→ Exercise task
Among the lines of these entries, how many hold the word "React"? State only the number.

→ Records for the task
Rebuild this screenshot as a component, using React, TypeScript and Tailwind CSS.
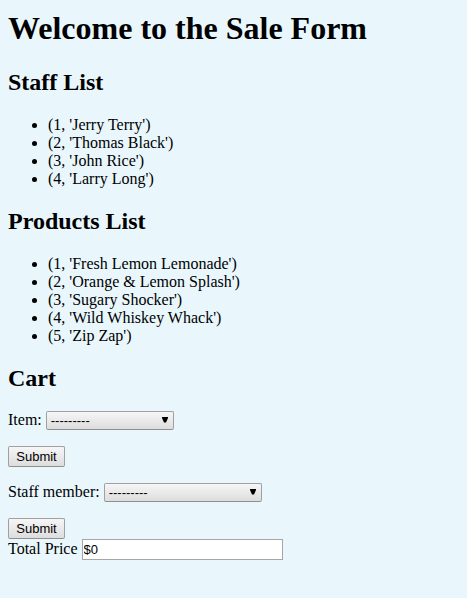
import React from "react";

const staff: [number, string][] = [
  [1, "Jerry Terry"],
  [2, "Thomas Black"],
  [3, "John Rice"],
  [4, "Larry Long"],
];

const products: [number, string][] = [
  [1, "Fresh Lemon Lemonade"],
  [2, "Orange & Lemon Splash"],
  [3, "Sugary Shocker"],
  [4, "Wild Whiskey Whack"],
  [5, "Zip Zap"],
];

function Heading({ children }: { children: React.ReactNode }) {
  return <h2 className="text-2xl leading-7 font-bold">{children}</h2>;
}

function Entries({ items }: { items: [number, string][] }) {
  return (
    <ul className="mt-5 mb-[19px] list-disc pl-10">
      {items.map(([id, name]) => (
        <li key={id}>{`(${id}, '${name}')`}</li>
      ))}
    </ul>
  );
}

function Picker({ id, label, width }: { id: string; label: string; width: string }) {
  return (
    <div className="flex items-start gap-1">
      <label htmlFor={id}>{label}</label>
      <div className={`relative ${width}`}>
        <select
          id={id}
          className="block h-[19px] w-full appearance-none rounded-[2px] border border-[#a0a0a0] border-b-[#909090] bg-linear-to-b from-[#f6f6f6] to-[#dddddd] pl-1 font-['Liberation_Sans',sans-serif] text-[13px] leading-4"
        >
          <option>---------</option>
        </select>
        <svg
          className="pointer-events-none absolute top-[6px] right-[6px] h-[6px] w-[6px]"
          viewBox="0 0 6 6"
          aria-hidden="true"
        >
          <path d="M0 0H6V1L4 5.5H2L0 1Z" fill="#000" />
        </svg>
      </div>
    </div>
  );
}

function Submit() {
  return (
    <button
      type="submit"
      className="block h-[21px] w-[57px] rounded-[2px] border border-[#a0a0a0] border-b-[#909090] bg-linear-to-b from-[#f6f6f6] to-[#dddddd] text-center font-['Liberation_Sans',sans-serif] text-[13px] leading-4"
    >
      Submit
    </button>
  );
}

export default function App() {
  return (
    <main className="min-h-screen bg-[#e9f7fd] px-2 pt-2 font-['Liberation_Serif',serif] text-base leading-[18px] text-black">
      <h1 className="mb-5 text-[32px] leading-10 font-bold">Welcome to the Sale Form</h1>
      <Heading>Staff List</Heading>
      <Entries items={staff} />
      <Heading>Products List</Heading>
      <Entries items={products} />
      <Heading>Cart</Heading>
      <form className="mt-[19px] flex flex-col gap-4" onSubmit={(e) => e.preventDefault()}>
        <Picker id="item" label="Item:" width="w-32" />
        <Submit />
      </form>
      <form className="mt-4 flex flex-col gap-4" onSubmit={(e) => e.preventDefault()}>
        <Picker id="staff" label="Staff member:" width="w-[158px]" />
        <Submit />
      </form>
      <div className="flex items-start gap-1">
        <label htmlFor="total" className="leading-5">
          Total Price
        </label>
        <input
          id="total"
          type="text"
          defaultValue="$0"
          className="h-[21px] w-[201px] border border-[#a6a6a6] bg-white px-px font-['Liberation_Sans',sans-serif] text-[13px]"
        />
      </div>
    </main>
  );
}
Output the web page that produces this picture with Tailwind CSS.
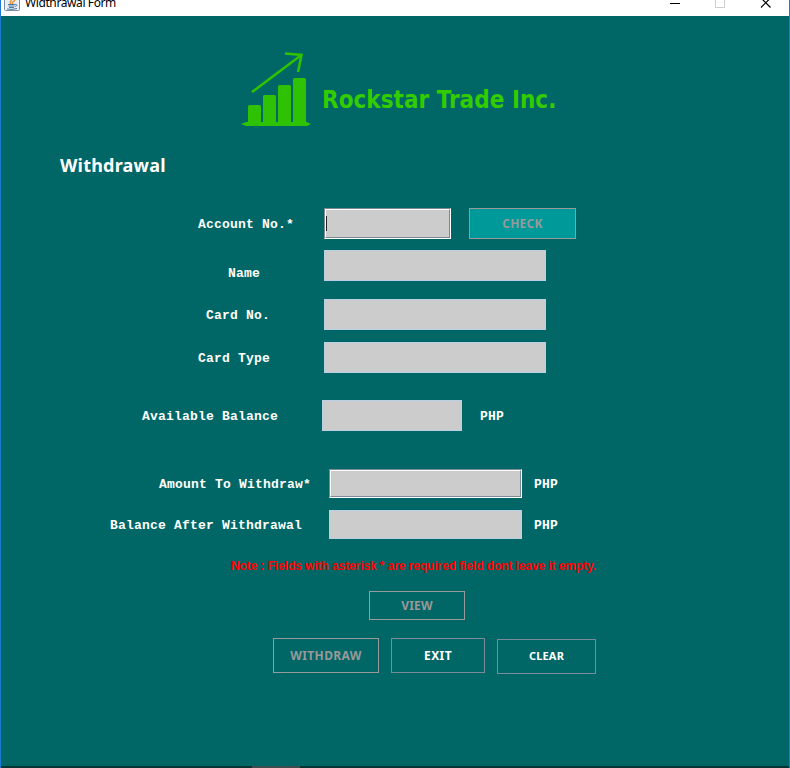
<!DOCTYPE html>
<html lang="en">
<head>
<meta charset="utf-8">
<title>Widthrawal Form</title>
<script src="https://cdn.jsdelivr.net/npm/@tailwindcss/browser@4"></script>
</head>
<body class="w-[790px] h-[768px] overflow-hidden bg-[#006766]">
<div class="w-[790px] h-[768px] overflow-hidden flex flex-col border-x border-[#1b7bd2] font-['Liberation_Mono',monospace] text-[13px] leading-[16px] tracking-[0.2px] font-bold text-white">
  <header class="h-[16px] shrink-0 bg-white flex items-start overflow-hidden text-black font-normal">
    <svg class="ml-[3px] shrink-0" width="16" height="11" viewBox="0 0 16 11">
      <rect x=".5" y="-5" width="15" height="15.5" rx="1" fill="#e9eef3" stroke="#7790a8"/>
      <path d="M7 4C4 2 9 1 7-2M9 4C7 2 10 2 11 0" fill="none" stroke="#ed8b2e" stroke-width="1.3"/>
      <path d="M4 4.5h7M4.5 6h6M5 7.5h5M3 9q5 1 10-.5M11 4.5c3-.5 2 2 0 2" fill="none" stroke="#4d79a4"/>
    </svg>
    <span class="ml-[5px] -mt-[6px] font-['Noto_Sans',sans-serif] text-[12px] tracking-[-0.400px] leading-[17px] whitespace-nowrap">Widthrawal Form</span>
    <svg class="ml-auto mr-[16px]" width="104" height="10" viewBox="0 0 104 10" fill="none">
      <path d="M1 3.5h10" stroke="#000"/><path d="M46.500-2v9.500h9V-2" stroke="#ccc"/>
      <path d="M92-2l9.500 9.500M101.500-2L92 7.500" stroke="#000" stroke-width="1.2"/>
    </svg>
  </header>
  <div class="mt-[34px] h-[80px] flex shrink-0">
    <svg class="ml-[239px] shrink-0" width="72" height="80" viewBox="0 0 72 80">
      <g fill="#2fc103"><rect x="8" y="55" width="13" height="20" rx="1.500"/><rect x="23" y="45" width="13" height="30" rx="1.500"/><rect x="38" y="35" width="13" height="40" rx="1.500"/><rect x="53" y="28" width="13" height="47" rx="1.500"/><path d="M1 74L6 72H67L71 74 67 76H6Z"/></g>
      <path d="M12 42L60 6M45 3.500L61.500 5 58 22" fill="none" stroke="#2fc103" stroke-width="2.600"/>
      <circle cx="16" cy="77" r="1.500" fill="#087451"/>
    </svg>
    <h1 class="ml-[10px] mt-[35px] font-['DejaVu_Sans_Condensed','DejaVu_Sans',sans-serif] [font-stretch:condensed] text-[24px] leading-[30px] tracking-[0.030px] text-[#33cc00] whitespace-nowrap">Rockstar Trade Inc.</h1>
  </div>
  <h2 class="ml-[59px] mt-[23px] h-[25px] shrink-0 font-['Noto_Sans',sans-serif] text-[18px] leading-[24px] tracking-[0.200px]">Withdrawal</h2>
  <div class="mt-[30px] h-[31px] shrink-0 flex items-center whitespace-nowrap">
    <label class="pl-[197px] w-[323px] pt-[2px]">Account No.*</label>
    <div class="w-[127px] h-[31px] border border-t-[#7a8a99] border-l-[#7a8a99] border-white"><div class="h-full bg-[#ccc] border border-t-white border-l-white border-[#7a8a99] flex items-center"><i class="w-px h-[15px] bg-[#222]"></i></div></div>
    <button class="ml-[18px] w-[107px] h-[31px] bg-[#009999] border border-[#999] text-[#999] font-['Noto_Sans',sans-serif] text-[12px] tracking-[0.250px]">CHECK</button>
  </div>
  <div class="mt-[11px] h-[31px] shrink-0 flex items-center">
    <label class="pl-[227px] w-[323px] pt-[17px]">Name</label>
    <div class="w-[222px] h-[31px] bg-[#ccc] border border-[#b8cfe5]"></div>
  </div>
  <div class="mt-[18px] h-[31px] shrink-0 flex items-center">
    <label class="pl-[205px] w-[323px] pt-[2px]">Card No.</label>
    <div class="w-[222px] h-[31px] bg-[#ccc] border border-[#b8cfe5]"></div>
  </div>
  <div class="mt-[12px] h-[31px] shrink-0 flex items-center">
    <label class="pl-[197px] w-[323px] pt-[2px]">Card Type</label>
    <div class="w-[222px] h-[31px] bg-[#ccc] border border-[#b8cfe5]"></div>
  </div>
  <div class="mt-[27px] h-[31px] shrink-0 flex items-center">
    <label class="pl-[141px] w-[321px] pt-[2px]">Available Balance</label>
    <div class="w-[140px] h-[31px] bg-[#ccc] border border-[#b8cfe5]"></div>
    <span class="ml-[18px] pt-[2px]">PHP</span>
  </div>
  <div class="mt-[38px] h-[29px] shrink-0 flex items-center">
    <label class="pl-[158px] w-[328px] pt-[2px]">Amount To Withdraw*</label>
    <div class="w-[193px] h-[29px] border border-t-[#7a8a99] border-l-[#7a8a99] border-white"><div class="h-full bg-[#ccc] border border-t-white border-l-white border-[#7a8a99]"></div></div>
    <span class="ml-[12px] pt-[2px]">PHP</span>
  </div>
  <div class="mt-[12px] h-[29px] shrink-0 flex items-center">
    <label class="pl-[109px] w-[328px] pt-[2px]">Balance After Withdrawal</label>
    <div class="w-[193px] h-[29px] bg-[#ccc] border border-[#b8cfe5]"></div>
    <span class="ml-[12px] pt-[2px]">PHP</span>
  </div>
  <p class="ml-[230px] mt-[19px] h-[16px] shrink-0 font-['Liberation_Sans',sans-serif] text-[12px] tracking-[-0.090px] text-[#f00] whitespace-nowrap">Note : Fields with asterisk * are required field dont leave it empty.</p>
  <button class="ml-[368px] mt-[17px] w-[96px] h-[29px] shrink-0 border border-[#999] text-[#999] font-['Noto_Sans',sans-serif] text-[12px] tracking-[0.200px]">VIEW</button>
  <div class="ml-[272px] mt-[18px] flex shrink-0 gap-[12px] font-['Noto_Sans',sans-serif] text-[12px] tracking-[0.400px]">
    <button class="w-[106px] h-[35px] border border-[#999] text-[#999]">WITHDRAW</button>
    <button class="w-[94px] h-[35px] border border-[#7a8a99]">EXIT</button>
    <button class="mt-px w-[99px] h-[35px] pb-[2px] border border-[#7a8a99] text-[11px] tracking-[0.200px]">CLEAR</button>
  </div>
  <div class="mt-auto h-[2px] shrink-0 bg-[#073534]"><div class="ml-[251px] w-[48px] h-full bg-[#3d4d4d]"></div></div>
</div>
</body>
</html>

→ Finished task
3